Nelly Bassily | May 16, 2011
The Government of Liberia and the European Union have signed an agreement to end illegal logging in Liberia. The deal, in the form of a Voluntary Partnership Agreement, will ensure that all timber exported from Liberia to the EU comes from legal sources. It also contains provisions to ensure that the trade will benefit the Liberian people.
Illegal logging was common during the country’s civil war in the 1990s. Former President of Liberia, Charles Taylor, was accused of selling timber to fund his regime. Much of this illegal timber found a market in the EU. In response, the United Nations placed sanctions on timber exports in 2006.

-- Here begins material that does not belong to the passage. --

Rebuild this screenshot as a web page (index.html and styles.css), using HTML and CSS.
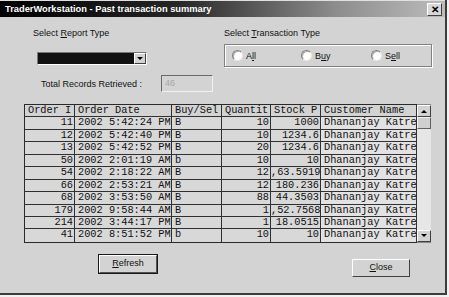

The agreement is legally binding. It defines what constitutes legal timber, and ensures that exported timber can be traced back to its source.
Dr. Florence Chenoweth is the Minister of Agriculture in Liberia. She says, “In the past, Liberia’s natural resources have been used to drive conflict and greed that benefited few and destroyed many lives. Now it is clear that we are committed to ensuring the gifts from our forests will benefit all Liberians now and in the future.”

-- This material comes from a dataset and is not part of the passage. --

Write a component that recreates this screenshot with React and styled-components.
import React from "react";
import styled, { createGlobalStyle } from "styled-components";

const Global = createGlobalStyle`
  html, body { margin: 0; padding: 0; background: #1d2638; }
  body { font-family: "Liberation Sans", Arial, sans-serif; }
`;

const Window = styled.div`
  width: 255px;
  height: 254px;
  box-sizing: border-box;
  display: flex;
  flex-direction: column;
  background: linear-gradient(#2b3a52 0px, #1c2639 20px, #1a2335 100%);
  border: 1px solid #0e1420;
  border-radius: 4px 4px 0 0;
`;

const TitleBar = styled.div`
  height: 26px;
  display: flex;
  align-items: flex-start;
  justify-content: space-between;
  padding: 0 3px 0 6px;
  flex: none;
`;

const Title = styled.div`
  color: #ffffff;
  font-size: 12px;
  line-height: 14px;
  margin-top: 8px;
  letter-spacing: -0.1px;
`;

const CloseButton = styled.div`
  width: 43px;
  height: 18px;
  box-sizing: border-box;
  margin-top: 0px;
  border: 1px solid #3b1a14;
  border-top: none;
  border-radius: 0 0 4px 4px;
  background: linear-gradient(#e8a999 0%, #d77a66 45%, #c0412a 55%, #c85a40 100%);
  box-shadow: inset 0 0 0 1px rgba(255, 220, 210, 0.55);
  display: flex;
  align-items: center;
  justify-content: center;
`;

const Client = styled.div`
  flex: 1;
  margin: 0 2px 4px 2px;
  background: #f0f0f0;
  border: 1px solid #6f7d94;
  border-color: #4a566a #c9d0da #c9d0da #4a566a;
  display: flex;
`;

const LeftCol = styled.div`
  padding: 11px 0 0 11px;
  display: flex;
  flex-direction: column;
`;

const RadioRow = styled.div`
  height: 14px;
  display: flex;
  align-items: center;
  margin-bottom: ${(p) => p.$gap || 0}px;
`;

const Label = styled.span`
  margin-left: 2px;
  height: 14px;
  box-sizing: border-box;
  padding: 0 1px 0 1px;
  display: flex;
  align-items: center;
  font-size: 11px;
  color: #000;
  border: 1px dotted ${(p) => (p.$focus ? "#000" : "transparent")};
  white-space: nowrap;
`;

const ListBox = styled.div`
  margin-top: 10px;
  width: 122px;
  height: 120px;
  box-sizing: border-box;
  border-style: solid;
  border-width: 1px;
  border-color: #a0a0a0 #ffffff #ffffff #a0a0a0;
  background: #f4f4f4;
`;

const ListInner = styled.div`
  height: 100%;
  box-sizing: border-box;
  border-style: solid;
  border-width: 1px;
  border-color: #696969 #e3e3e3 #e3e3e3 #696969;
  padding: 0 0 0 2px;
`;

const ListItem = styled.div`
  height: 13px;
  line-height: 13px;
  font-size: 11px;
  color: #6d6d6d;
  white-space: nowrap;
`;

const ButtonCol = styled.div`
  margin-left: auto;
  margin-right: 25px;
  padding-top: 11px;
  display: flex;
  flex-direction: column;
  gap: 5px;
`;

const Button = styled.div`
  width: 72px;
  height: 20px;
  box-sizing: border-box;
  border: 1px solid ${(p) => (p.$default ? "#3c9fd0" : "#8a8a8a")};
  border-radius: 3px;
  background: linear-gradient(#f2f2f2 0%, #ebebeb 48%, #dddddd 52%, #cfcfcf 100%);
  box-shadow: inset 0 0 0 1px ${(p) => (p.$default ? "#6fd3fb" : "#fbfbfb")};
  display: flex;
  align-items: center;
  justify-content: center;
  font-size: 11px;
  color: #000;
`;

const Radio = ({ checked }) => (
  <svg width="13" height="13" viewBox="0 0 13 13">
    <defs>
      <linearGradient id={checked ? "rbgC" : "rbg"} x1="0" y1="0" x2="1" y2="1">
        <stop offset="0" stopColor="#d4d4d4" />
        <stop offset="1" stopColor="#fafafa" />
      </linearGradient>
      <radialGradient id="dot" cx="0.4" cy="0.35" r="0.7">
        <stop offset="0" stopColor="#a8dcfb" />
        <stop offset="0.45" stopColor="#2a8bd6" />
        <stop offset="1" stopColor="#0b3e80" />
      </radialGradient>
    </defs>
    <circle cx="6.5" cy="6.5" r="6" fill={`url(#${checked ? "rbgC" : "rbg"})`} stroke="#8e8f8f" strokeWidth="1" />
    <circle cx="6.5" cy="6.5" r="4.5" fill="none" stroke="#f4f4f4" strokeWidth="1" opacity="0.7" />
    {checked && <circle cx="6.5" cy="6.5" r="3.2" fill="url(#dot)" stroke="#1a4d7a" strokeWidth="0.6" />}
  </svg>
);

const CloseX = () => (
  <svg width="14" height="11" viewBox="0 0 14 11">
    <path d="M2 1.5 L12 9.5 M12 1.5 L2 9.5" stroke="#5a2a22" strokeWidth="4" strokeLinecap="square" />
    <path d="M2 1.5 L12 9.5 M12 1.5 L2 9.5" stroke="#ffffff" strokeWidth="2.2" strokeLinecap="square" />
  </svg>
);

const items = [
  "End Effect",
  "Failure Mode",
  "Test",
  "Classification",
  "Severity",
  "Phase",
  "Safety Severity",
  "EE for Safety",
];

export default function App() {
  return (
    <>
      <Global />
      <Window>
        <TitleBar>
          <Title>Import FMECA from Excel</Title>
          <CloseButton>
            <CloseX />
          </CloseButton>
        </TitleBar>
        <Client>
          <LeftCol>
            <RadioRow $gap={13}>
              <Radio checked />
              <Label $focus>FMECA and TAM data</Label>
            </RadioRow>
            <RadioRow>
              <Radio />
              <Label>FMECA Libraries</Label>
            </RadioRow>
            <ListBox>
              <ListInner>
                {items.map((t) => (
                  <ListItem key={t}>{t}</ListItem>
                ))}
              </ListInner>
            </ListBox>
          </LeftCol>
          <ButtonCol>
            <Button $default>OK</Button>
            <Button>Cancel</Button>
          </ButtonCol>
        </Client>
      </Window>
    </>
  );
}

Liberia contains over half of the remaining rainforest in West Africa. Around 45 per cent of the country is covered in tropical forest, over four million hectares. Liberia is home to rare and endangered wildlife, such as the pygmy hippopotamus. It is also known as a biodiversity hotspot, with a total of 2200 plant species.

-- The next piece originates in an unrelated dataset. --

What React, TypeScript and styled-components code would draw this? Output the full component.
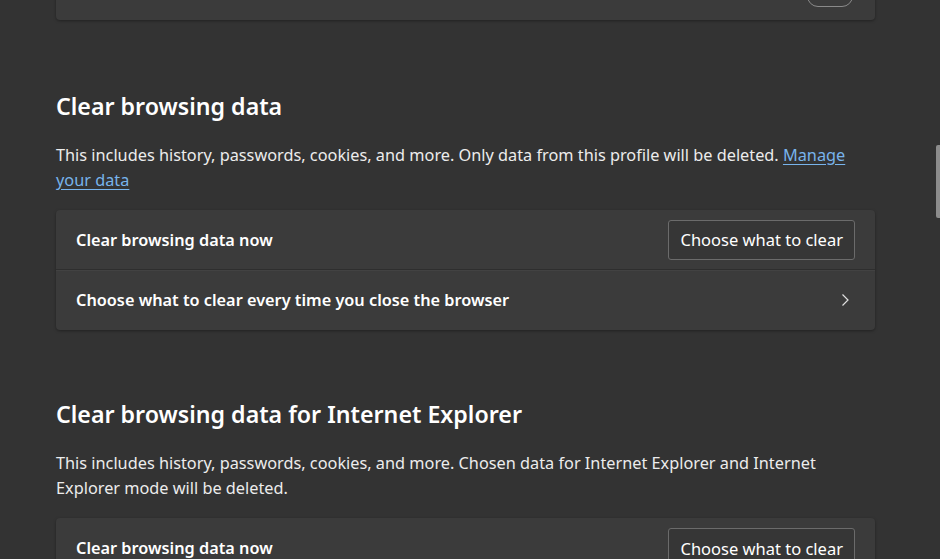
import * as React from "react";
import styled, { createGlobalStyle } from "styled-components";

const GlobalStyle = createGlobalStyle`
	html, body {
		margin: 0;
		padding: 0;
		background: #333333;
		overflow: hidden;
	}
	body {
		font-family: "Noto Sans", "Open Sans", sans-serif;
		color: #ffffff;
	}
`;

const Page = styled.div`
	position: relative;
	width: 940px;
	height: 559px;
	overflow: hidden;
`;

const Content = styled.div`
	display: flex;
	flex-direction: column;
	width: 819px;
	margin-left: 56px;
	margin-top: -40px;
`;

const Card = styled.div`
	display: flex;
	flex-direction: column;
	background: #3b3b3b;
	border-radius: 4px;
	box-shadow: 0 1px 3px rgba(0, 0, 0, 0.35);
`;

const Row = styled.div<{ $divider?: boolean }>`
	display: flex;
	align-items: center;
	justify-content: space-between;
	height: 59px;
	padding: 0 20px;
	border-bottom: ${({ $divider }) => ($divider ? "1px solid #2e2e2e" : "none")};
	box-shadow: ${({ $divider }) => ($divider ? "0 1px 0 #424242" : "none")};
	&:last-child {
		height: 60px;
	}
`;

const RowLabel = styled.span`
	font-size: 16.3px;
	font-weight: 600;
	color: #ffffff;
`;

const Section = styled.section<{ $gap: number }>`
	display: flex;
	flex-direction: column;
	padding-top: ${({ $gap }) => $gap}px;
`;

const Title = styled.h2`
	margin: 0;
	font-size: 23.2px;
	font-weight: 600;
	line-height: 36px;
	color: #ffffff;
`;

const Description = styled.p`
	margin: 19px 0 17.5px;
	font-size: 16.3px;
	line-height: 25px;
	color: #ececec;
`;

const Link = styled.a`
	color: #78b4ec;
	text-decoration: underline;
	text-underline-offset: 3px;
	cursor: pointer;
`;

const OutlineButton = styled.button`
	height: 40px;
	padding: 0 11px;
	background: #363636;
	border: 1px solid #6b6b6b;
	border-radius: 3px;
	font-family: inherit;
	font-size: 16.5px;
	color: #ffffff;
	cursor: pointer;
`;

const Toggle = styled.span`
	display: inline-block;
	width: 44px;
	height: 20px;
	border: 1px solid #8a8a8a;
	border-radius: 11px;
	margin-top: 12px;
	margin-right: 2px;
`;

const Chevron = styled.svg`
	width: 16px;
	height: 16px;
	margin-right: 2px;
`;

const ScrollThumb = styled.div`
	position: absolute;
	right: 0;
	top: 145px;
	width: 4px;
	height: 73px;
	border-radius: 2px 0 0 2px;
	background: #8c8c8c;
`;

export default function App() {
	return (
		<Page>
			<GlobalStyle />
			<Content>
				<Card>
					<Row>
						<RowLabel>Always use "Strict" tracking prevention when browsing InPrivate</RowLabel>
						<Toggle />
					</Row>
				</Card>

				<Section $gap={67.5}>
					<Title>Clear browsing data</Title>
					<Description>
						This includes history, passwords, cookies, and more. Only data from this profile will be deleted.{" "}
						<Link>Manage your data</Link>
					</Description>
					<Card>
						<Row $divider>
							<RowLabel>Clear browsing data now</RowLabel>
							<OutlineButton>Choose what to clear</OutlineButton>
						</Row>
						<Row>
							<RowLabel>Choose what to clear every time you close the browser</RowLabel>
							<Chevron viewBox="0 0 16 16">
								<path d="M5.5 2.5 L11 8 L5.5 13.5" fill="none" stroke="#e0e0e0" strokeWidth="1.2" />
							</Chevron>
						</Row>
					</Card>
				</Section>

				<Section $gap={65.5}>
					<Title>Clear browsing data for Internet Explorer</Title>
					<Description>
						This includes history, passwords, cookies, and more. Chosen data for Internet Explorer and Internet
						Explorer mode will be deleted.
					</Description>
					<Card>
						<Row $divider>
							<RowLabel>Clear browsing data now</RowLabel>
							<OutlineButton>Choose what to clear</OutlineButton>
						</Row>
					</Card>
				</Section>
			</Content>
			<ScrollThumb />
		</Page>
	);
}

The agreement involved more than two years of negotiations, following a participatory process that included civil society and representatives of forest communities.
In March 2013, the EU Timber Regulation will come into effect. This will require all companies selling timber to the EU to demonstrate that their timber is legally harvested. Liberia’s newly signed agreement will allow the country to continue trading with the EU. Ghana, Cameroon and the Democratic Republic of Congo also recently signed similar Voluntary Partnership Agreements.
Some are worried that the agreement will simply cover up existing poor practices. Silas Kpanan’Ayoung Siakor won the Goldman Environmental Prize for his exposé of the illegal timber trade in Liberia. He comments, “To control illegal logging, there must be strong political will on the part of the EU and the Liberian government, as well as the active participation of civil society actors, including local communities…. Without that, the VPA will be used simply to ‘greenwash’ illegal logs from Liberia.”
Despite these concerns, the agreement raises the hope of jump-starting the sustainable forest industry in Liberia for the benefit of all.